Para atingir esse objetivo, afirma Arcary, a primeira meta do fascismo é anular os movimentos de esquerda para, como ocorre no Brasil, “poder avançar na ruralização da Amazônia, impor a superexploração sem contrato de trabalhos no mundo urbano, anular a luta das mulheres por direitos iguais”, por exemplo.
Arcary entende o bolsonarismo como um exemplo de fascismo do século 21, por isso movimentos antifascistas também têm sido observados no Brasil. “O seu objetivo é subverter todas as liberdades democráticas conquistadas pela geração da década de 1980. Diante disso, surge um movimento antifascista, que tem como objetivo, então, a defesa das liberdades democráticas e, portanto, interromper a corrente fascista”, agregando todos aqueles que defendem as liberdades democráticas, sendo, portanto, heterogêneo, explica Arcary.
E o neofascismo?
Diferente do fascismo, o neofascismo traz certas particularidades do século 21, em relação ao movimento fascista do século 20, organizado em torno de regimes como o de Adolf Hitler, na Alemanha, o de Benito Mussolini, na Itália, o de António Salazar, em Portugal, e o de Francisco Franco, na Espanha.
Segundo Valério Arcary, “o neofascismo é o fascismo do século 21. Os fascistas do século 21 são uma família, mas o gênero é fascista. Assim como fascismo do século 20 tinha o salazarismo, franquismo, nazismo. Mas era um movimento de um mesmo gênero, eram todos fascistas, divididos em várias famílias. O bolsonarismo é o fascismo brasileiro do século 21”.
Boito Júnior destaca que no neofascismo brasileiro há um grande envolvimento da classe média, e à diferença do fascismo clássico, há um alinhamento aos setores da burguesia mais ligados ao capital estrangeiro, criando uma espécie de fascismo neoliberal.
“O governo neofascista no Brasil organiza prioritariamente os interesses do capital estrangeiro, abrindo a economia privatizante, desregulamentado e cortando direitos dos trabalhadores. É o programa neoliberal. Então, não tem contradição nenhuma dizer que o fascismo brasileiro é neoliberal.”
O caso brasileiro
Alguns autores brasileiros se negam a utilizar o termo neofascismo ou fascismo para o cenário atual, por acreditarem que não há elementos suficientes para tal caracterização.
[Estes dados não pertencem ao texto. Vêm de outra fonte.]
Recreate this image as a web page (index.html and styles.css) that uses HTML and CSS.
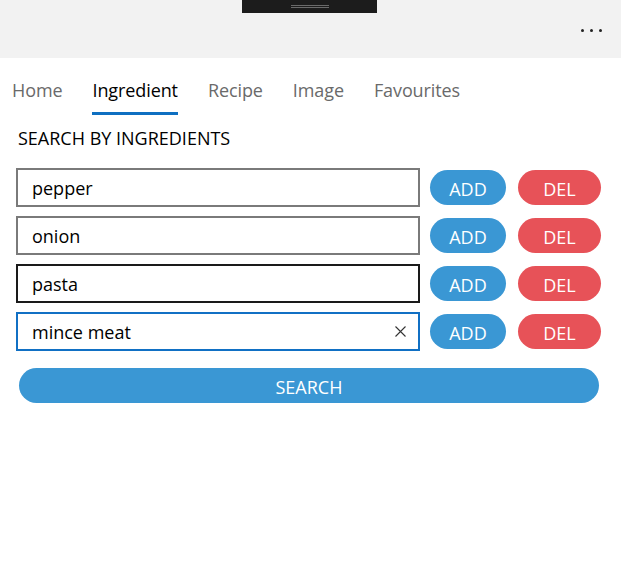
FILE: index.html
```html
<!DOCTYPE html>
<html lang="en">
<head>
<meta charset="utf-8">
<title>Search by ingredients</title>
<link rel="stylesheet" href="styles.css">
</head>
<body>
<header class="titlebar">
  <div class="grip"><span class="grip-line"></span></div>
  <div class="more" aria-label="More"><span class="dot"></span><span class="dot"></span><span class="dot"></span></div>
</header>
<nav class="tabs">
  <span class="tab">Home</span>
  <span class="tab active">Ingredient</span>
  <span class="tab">Recipe</span>
  <span class="tab">Image</span>
  <span class="tab">Favourites</span>
</nav>
<main class="content">
  <h1 class="heading">SEARCH BY INGREDIENTS</h1>
  <div class="rows">
    <div class="row">
      <div class="field"><input class="field-input" type="text" value="pepper"></div>
      <button class="btn btn-add">ADD</button>
      <button class="btn btn-del">DEL</button>
    </div>
    <div class="row">
      <div class="field"><input class="field-input" type="text" value="onion"></div>
      <button class="btn btn-add">ADD</button>
      <button class="btn btn-del">DEL</button>
    </div>
    <div class="row">
      <div class="field field-hover"><input class="field-input" type="text" value="pasta"></div>
      <button class="btn btn-add">ADD</button>
      <button class="btn btn-del">DEL</button>
    </div>
    <div class="row">
      <div class="field field-focus"><input class="field-input" type="text" value="mince meat">
        <svg class="clear" width="11" height="11" viewBox="0 0 11 11" aria-hidden="true"><path d="M0.5 0.5 L10.5 10.5 M10.5 0.5 L0.5 10.5" stroke="#333" stroke-width="1.1" fill="none"/></svg>
      </div>
      <button class="btn btn-add">ADD</button>
      <button class="btn btn-del">DEL</button>
    </div>
  </div>
  <button class="btn btn-search">SEARCH</button>
</main>
</body>
</html>
```
FILE: styles.css
```css
* { box-sizing: border-box; }
html, body { margin: 0; padding: 0; background: #fff; }
body {
  width: 621px;
  font-family: "Open Sans", "Noto Sans", sans-serif;
  font-size: 18px;
  color: #000;
}
.titlebar {
  height: 58px;
  background: #f2f2f2;
  display: flex;
  flex-direction: column;
}
.grip {
  width: 135px;
  height: 13px;
  margin: 0 0 0 242px;
  background: #1c1c1c;
  display: flex;
  justify-content: center;
  padding-top: 5px;
}
.grip-line {
  display: block;
  width: 38px;
  height: 3px;
  border-top: 1px solid #6a6a6a;
  border-bottom: 1px solid #6a6a6a;
}
.more {
  display: flex;
  justify-content: flex-end;
  gap: 6px;
  padding-right: 19px;
  margin-top: 16px;
}
.dot {
  width: 3px;
  height: 3px;
  border-radius: 50%;
  background: #222;
}
.tabs {
  display: flex;
  gap: 30px;
  padding-left: 12px;
  margin-top: 20px;
}
.tab {
  font-size: 18px;
  letter-spacing: -0.1px;
  line-height: 24px;
  padding-bottom: 10px;
  border-bottom: 3px solid transparent;
  color: #6a6a6a;
}
.tab.active {
  color: #000;
  border-bottom-color: #0e6fc1;
}
.content {
  padding-left: 16px;
}
.heading {
  margin: 11px 0 0 2px;
  font-size: 18px;
  font-weight: 400;
  line-height: 24px;
}
.rows {
  margin-top: 18px;
  display: flex;
  flex-direction: column;
  gap: 9px;
}
.row {
  display: flex;
  align-items: center;
  height: 39px;
}
.field {
  width: 404px;
  height: 39px;
  border: 2px solid #7a7a7a;
  display: flex;
  align-items: center;
  padding: 0 12px 0 14px;
  background: #fff;
}
.field-hover { border-color: #1a1a1a; }
.field-focus { border-color: #1170c4; }
.field-input {
  flex: 1;
  min-width: 0;
  border: 0;
  outline: none;
  padding: 0;
  margin: 0;
  background: transparent;
  font: inherit;
  line-height: 24px;
  color: #000;
}
.clear { flex: none; display: block; }
.btn {
  border: 0;
  margin: 0;
  padding: 3px 0 0;
  font: inherit;
  color: #fff;
  height: 35px;
  line-height: 32px;
  border-radius: 18px;
  text-align: center;
}
.btn-add {
  width: 76px;
  margin-left: 10px;
  background: #3a97d4;
}
.btn-del {
  width: 83px;
  margin-left: 12px;
  background: #e75258;
}
.btn-search {
  display: block;
  width: 580px;
  margin: 17px 0 0 3px;
  background: #3a97d4;
}
```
Boito, no entanto, alerta: “Aqueles que ainda relutam ou recusam estão subestimando o perigo que nos ameaça, porque todo governo fascista tem como programa máximo implantar uma ditadura, usando o conceito de fascismo você está consciente desse perigo, não utilizando você está subestimando o perigo.”
Outros autores, ainda, caracterizam o governo de Jair Bolsonaro como um populismo de direita. Para o professor da Unicamp, essa é uma caracterização “equivocada, porque significa dizer que o Jair Bolsonaro pertence a mesma família política do João Goulart, do Leonel Brizola, só que mais à direita”.
Segundo Boito, o populismo é uma política personalista, que cultua a figura do líder. “Bom, o fascismo fez isso com Hitler e Mussolini.” Na verdade, para o professor, a personalização é uma tendência geral da liderança política na sociedade capitalista, e não é suficiente para caracterizar um movimento político.
Em consonância, Valério Arcary afirma que, no Brasil, mais do que reacionário, o movimento fascista é da extrema-direita e contrarrevolucionário. “Temer era reacionário. Bolsonaro é contrarrevolucionário. É qualitativamente mais perigoso, destrutivo, é o inimigo da democracia”, defende Arcary. Para o estudioso, a peculiaridade do bolsonarismo é ser implementação do fascismo por dentro das instituições.
“Ele vai anulando as próprias instituições do regime democrático liberal, em que há pesos e contrapesos. Para os fascistas, é preciso tirar do caminho qualquer tipo de fiscalização do Congresso Nacional e de limitação do Supremo Tribunal Federal. Ele tem de anular as outras instituições e concentrar todos os poderes no Executivo, porque o fascismo é a contrarrevolução, não é só reação”, afirma Arcary.